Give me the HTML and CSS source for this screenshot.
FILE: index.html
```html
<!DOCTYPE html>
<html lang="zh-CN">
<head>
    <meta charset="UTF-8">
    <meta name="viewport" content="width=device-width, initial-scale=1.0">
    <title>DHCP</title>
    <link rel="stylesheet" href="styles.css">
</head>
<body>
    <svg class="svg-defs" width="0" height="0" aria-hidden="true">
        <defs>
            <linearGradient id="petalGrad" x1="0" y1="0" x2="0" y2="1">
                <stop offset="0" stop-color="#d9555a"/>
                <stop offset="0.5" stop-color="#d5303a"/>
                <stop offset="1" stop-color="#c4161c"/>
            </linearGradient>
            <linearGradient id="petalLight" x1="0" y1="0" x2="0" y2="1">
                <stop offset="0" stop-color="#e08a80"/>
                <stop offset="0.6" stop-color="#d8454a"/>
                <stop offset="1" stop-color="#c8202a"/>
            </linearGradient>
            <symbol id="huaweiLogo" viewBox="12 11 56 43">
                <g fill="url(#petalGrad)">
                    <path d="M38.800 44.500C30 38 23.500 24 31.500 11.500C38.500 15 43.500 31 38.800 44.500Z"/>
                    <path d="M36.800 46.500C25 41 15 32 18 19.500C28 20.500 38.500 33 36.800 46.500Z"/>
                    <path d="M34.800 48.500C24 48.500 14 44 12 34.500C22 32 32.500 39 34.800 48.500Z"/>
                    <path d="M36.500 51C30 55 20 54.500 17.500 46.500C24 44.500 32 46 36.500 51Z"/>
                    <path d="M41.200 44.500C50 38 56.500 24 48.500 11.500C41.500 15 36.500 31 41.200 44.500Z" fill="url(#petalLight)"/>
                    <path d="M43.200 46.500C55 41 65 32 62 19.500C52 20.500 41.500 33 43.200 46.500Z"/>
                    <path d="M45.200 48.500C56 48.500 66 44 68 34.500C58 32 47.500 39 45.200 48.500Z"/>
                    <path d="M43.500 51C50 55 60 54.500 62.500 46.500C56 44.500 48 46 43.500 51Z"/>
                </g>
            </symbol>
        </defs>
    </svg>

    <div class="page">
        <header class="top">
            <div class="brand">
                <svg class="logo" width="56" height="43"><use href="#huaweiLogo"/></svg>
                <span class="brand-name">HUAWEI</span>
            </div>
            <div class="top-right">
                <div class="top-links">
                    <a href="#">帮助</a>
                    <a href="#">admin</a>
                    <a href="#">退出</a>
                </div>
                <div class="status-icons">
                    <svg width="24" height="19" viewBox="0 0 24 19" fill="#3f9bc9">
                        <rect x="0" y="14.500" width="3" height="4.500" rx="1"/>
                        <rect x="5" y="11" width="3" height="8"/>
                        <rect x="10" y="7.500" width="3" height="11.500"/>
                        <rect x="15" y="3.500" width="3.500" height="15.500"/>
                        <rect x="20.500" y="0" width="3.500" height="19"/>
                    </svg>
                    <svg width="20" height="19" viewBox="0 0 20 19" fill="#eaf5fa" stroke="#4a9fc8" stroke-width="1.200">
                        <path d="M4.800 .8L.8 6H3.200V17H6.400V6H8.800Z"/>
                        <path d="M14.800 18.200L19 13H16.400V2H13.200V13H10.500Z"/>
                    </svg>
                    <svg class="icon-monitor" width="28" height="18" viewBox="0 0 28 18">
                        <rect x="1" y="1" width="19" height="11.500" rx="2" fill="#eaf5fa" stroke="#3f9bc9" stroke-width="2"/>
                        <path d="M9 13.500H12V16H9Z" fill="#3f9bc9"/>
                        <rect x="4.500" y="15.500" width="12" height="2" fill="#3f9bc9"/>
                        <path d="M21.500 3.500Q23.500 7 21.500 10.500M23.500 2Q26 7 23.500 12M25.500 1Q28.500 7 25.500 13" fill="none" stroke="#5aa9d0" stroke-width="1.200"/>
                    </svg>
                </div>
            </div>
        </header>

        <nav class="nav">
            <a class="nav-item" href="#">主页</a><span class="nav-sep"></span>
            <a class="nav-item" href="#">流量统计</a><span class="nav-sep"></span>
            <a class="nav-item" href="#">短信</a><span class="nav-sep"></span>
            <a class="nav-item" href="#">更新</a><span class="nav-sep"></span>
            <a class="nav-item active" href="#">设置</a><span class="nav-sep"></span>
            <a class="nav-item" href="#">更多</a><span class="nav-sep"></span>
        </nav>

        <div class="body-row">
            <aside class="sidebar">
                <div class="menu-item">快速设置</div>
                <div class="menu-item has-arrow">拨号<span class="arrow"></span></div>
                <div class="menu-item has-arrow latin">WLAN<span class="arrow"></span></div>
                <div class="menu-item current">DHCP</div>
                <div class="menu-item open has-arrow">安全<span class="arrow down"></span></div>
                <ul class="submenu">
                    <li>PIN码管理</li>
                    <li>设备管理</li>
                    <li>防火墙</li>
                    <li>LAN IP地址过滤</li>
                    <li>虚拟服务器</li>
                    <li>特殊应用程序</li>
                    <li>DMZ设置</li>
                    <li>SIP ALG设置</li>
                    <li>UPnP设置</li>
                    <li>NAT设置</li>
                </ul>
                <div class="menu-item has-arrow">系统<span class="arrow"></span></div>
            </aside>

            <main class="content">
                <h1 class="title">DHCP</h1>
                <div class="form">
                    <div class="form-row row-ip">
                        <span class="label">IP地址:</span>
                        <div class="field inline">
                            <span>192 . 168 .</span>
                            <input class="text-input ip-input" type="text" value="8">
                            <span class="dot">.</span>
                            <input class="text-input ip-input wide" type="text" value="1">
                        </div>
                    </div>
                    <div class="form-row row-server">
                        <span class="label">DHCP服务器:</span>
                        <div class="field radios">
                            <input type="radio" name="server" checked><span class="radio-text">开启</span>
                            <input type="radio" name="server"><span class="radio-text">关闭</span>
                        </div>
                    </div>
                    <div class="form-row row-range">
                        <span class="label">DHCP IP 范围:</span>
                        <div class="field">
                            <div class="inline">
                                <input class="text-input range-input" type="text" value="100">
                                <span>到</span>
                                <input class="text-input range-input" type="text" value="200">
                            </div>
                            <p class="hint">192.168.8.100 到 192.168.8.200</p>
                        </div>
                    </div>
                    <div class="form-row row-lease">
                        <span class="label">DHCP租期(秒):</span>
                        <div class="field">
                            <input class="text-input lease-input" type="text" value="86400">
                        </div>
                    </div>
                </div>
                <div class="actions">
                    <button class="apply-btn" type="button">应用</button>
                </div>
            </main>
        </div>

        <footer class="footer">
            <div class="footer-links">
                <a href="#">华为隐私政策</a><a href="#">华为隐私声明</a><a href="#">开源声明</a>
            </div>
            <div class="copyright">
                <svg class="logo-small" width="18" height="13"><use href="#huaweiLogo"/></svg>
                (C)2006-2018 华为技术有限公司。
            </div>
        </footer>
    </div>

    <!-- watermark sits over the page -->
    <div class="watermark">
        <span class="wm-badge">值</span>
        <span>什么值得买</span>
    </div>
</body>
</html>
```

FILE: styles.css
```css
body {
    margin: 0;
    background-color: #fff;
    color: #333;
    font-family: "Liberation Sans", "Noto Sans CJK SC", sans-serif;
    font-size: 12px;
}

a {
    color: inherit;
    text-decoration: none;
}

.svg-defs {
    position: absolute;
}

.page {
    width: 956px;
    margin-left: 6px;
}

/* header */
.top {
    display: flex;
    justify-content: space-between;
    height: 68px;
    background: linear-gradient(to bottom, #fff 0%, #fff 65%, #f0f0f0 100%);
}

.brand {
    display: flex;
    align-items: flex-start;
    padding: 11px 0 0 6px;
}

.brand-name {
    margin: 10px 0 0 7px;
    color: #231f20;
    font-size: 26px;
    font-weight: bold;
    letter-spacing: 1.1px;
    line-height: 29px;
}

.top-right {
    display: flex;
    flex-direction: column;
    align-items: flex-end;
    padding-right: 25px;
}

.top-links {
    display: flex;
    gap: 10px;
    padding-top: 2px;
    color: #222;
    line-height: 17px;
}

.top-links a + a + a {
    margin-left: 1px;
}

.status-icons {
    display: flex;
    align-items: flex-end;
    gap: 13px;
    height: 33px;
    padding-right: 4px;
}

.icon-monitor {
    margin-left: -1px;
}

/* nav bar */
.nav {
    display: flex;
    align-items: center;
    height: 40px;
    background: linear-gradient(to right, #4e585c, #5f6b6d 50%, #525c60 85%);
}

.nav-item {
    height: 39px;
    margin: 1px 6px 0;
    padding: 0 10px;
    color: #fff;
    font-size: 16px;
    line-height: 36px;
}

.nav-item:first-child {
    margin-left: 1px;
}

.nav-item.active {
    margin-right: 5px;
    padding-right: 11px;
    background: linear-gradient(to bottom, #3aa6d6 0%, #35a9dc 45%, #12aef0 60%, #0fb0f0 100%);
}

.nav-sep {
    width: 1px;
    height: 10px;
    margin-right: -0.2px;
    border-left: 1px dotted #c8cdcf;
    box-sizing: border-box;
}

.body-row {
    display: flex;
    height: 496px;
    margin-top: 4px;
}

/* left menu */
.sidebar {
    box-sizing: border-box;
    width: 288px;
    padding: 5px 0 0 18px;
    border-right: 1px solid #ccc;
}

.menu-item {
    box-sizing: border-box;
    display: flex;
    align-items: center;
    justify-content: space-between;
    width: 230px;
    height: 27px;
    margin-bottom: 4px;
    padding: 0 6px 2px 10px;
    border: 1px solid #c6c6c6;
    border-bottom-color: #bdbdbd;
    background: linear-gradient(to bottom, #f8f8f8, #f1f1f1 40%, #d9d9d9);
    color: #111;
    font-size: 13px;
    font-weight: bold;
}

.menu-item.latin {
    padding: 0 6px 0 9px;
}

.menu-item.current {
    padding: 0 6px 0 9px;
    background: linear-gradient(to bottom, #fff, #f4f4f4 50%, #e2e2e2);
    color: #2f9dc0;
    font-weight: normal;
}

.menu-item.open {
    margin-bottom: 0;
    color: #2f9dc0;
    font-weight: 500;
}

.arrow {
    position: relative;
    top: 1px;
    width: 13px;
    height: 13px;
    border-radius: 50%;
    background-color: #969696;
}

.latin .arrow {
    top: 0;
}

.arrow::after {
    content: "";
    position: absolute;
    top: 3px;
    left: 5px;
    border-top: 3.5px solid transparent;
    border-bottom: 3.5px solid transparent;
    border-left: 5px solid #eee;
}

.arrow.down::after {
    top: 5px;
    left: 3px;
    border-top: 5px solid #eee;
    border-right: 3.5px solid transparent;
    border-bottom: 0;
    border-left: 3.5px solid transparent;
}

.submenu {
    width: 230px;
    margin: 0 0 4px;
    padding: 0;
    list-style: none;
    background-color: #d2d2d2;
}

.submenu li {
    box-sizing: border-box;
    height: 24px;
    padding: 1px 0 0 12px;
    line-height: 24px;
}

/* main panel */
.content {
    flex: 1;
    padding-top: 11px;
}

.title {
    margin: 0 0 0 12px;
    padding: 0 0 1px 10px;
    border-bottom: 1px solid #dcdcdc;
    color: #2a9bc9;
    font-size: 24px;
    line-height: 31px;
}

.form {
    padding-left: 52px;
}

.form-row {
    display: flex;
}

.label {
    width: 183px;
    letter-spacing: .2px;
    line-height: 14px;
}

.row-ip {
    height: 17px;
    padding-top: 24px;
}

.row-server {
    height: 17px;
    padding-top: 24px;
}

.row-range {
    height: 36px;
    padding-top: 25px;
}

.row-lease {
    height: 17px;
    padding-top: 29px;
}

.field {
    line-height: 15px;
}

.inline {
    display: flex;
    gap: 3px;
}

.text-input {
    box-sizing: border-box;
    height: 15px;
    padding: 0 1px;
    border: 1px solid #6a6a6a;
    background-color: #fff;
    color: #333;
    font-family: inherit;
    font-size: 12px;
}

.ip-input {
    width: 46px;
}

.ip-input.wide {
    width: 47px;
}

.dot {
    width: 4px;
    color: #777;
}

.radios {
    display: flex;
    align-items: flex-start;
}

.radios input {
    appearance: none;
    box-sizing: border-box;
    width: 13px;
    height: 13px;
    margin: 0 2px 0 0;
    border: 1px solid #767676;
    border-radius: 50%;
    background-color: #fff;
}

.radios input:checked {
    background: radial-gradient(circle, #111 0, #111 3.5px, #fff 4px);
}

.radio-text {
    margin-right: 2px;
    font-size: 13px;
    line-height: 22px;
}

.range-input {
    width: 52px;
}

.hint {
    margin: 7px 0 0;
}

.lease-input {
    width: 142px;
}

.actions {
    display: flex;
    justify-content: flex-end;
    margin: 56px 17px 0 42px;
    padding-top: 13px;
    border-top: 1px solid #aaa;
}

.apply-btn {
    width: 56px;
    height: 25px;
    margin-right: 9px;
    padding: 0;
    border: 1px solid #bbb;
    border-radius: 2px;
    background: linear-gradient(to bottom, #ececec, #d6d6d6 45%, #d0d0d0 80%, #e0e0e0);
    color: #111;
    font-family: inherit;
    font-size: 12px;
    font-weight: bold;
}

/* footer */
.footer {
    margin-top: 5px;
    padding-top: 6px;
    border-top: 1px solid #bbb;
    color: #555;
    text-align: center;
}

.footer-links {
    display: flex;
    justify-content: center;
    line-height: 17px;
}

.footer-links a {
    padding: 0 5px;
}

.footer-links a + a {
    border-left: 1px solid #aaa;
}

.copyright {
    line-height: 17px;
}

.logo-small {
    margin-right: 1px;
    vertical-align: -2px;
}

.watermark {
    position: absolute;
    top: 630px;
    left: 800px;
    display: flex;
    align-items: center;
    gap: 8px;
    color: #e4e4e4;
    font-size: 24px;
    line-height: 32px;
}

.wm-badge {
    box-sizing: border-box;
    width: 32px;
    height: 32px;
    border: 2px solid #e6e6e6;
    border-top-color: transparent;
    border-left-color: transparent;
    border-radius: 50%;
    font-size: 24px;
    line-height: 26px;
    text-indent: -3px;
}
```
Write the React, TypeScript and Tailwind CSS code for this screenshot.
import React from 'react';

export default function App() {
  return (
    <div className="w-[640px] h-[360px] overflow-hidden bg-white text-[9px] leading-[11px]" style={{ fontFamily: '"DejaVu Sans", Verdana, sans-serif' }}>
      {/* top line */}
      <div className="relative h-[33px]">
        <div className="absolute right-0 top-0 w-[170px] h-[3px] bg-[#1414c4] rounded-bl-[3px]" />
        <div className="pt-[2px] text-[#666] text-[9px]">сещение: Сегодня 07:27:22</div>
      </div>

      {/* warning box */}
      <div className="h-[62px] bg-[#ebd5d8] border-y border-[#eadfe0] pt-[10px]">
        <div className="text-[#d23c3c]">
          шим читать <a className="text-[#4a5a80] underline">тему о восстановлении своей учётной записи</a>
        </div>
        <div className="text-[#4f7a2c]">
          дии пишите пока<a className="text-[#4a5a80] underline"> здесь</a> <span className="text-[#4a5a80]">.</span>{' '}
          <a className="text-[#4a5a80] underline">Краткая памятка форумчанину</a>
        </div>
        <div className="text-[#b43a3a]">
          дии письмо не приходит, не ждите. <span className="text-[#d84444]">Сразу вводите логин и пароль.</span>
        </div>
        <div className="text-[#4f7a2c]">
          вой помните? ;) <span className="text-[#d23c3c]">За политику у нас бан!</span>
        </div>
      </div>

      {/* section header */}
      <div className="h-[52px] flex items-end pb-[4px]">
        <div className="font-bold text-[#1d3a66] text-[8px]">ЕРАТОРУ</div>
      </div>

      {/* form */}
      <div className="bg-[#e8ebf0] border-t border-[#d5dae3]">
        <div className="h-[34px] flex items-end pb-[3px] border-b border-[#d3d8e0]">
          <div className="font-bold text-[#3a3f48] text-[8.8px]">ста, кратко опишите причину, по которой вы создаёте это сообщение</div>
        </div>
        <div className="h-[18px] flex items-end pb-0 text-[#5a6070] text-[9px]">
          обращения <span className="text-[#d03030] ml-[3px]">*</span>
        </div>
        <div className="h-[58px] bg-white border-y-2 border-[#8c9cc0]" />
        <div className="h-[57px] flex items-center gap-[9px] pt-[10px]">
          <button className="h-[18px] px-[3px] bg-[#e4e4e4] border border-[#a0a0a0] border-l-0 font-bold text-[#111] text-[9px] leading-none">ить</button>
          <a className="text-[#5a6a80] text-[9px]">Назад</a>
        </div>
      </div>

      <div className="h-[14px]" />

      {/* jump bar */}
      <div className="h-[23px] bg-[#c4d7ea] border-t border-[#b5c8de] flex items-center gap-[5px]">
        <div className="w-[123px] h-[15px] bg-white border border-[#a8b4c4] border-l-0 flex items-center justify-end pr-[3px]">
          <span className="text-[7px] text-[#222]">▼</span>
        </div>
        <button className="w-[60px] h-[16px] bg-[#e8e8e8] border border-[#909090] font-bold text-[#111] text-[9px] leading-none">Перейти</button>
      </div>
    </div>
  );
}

********

→ **What you have to do**
Retype verbatim the lines that run from the line containing "Write the React, TypeScript" to the line containing "import React from 'react';", both inclusive, and no others.

→ **Result**
Write the React, TypeScript and Tailwind CSS code for this screenshot.
import React from 'react';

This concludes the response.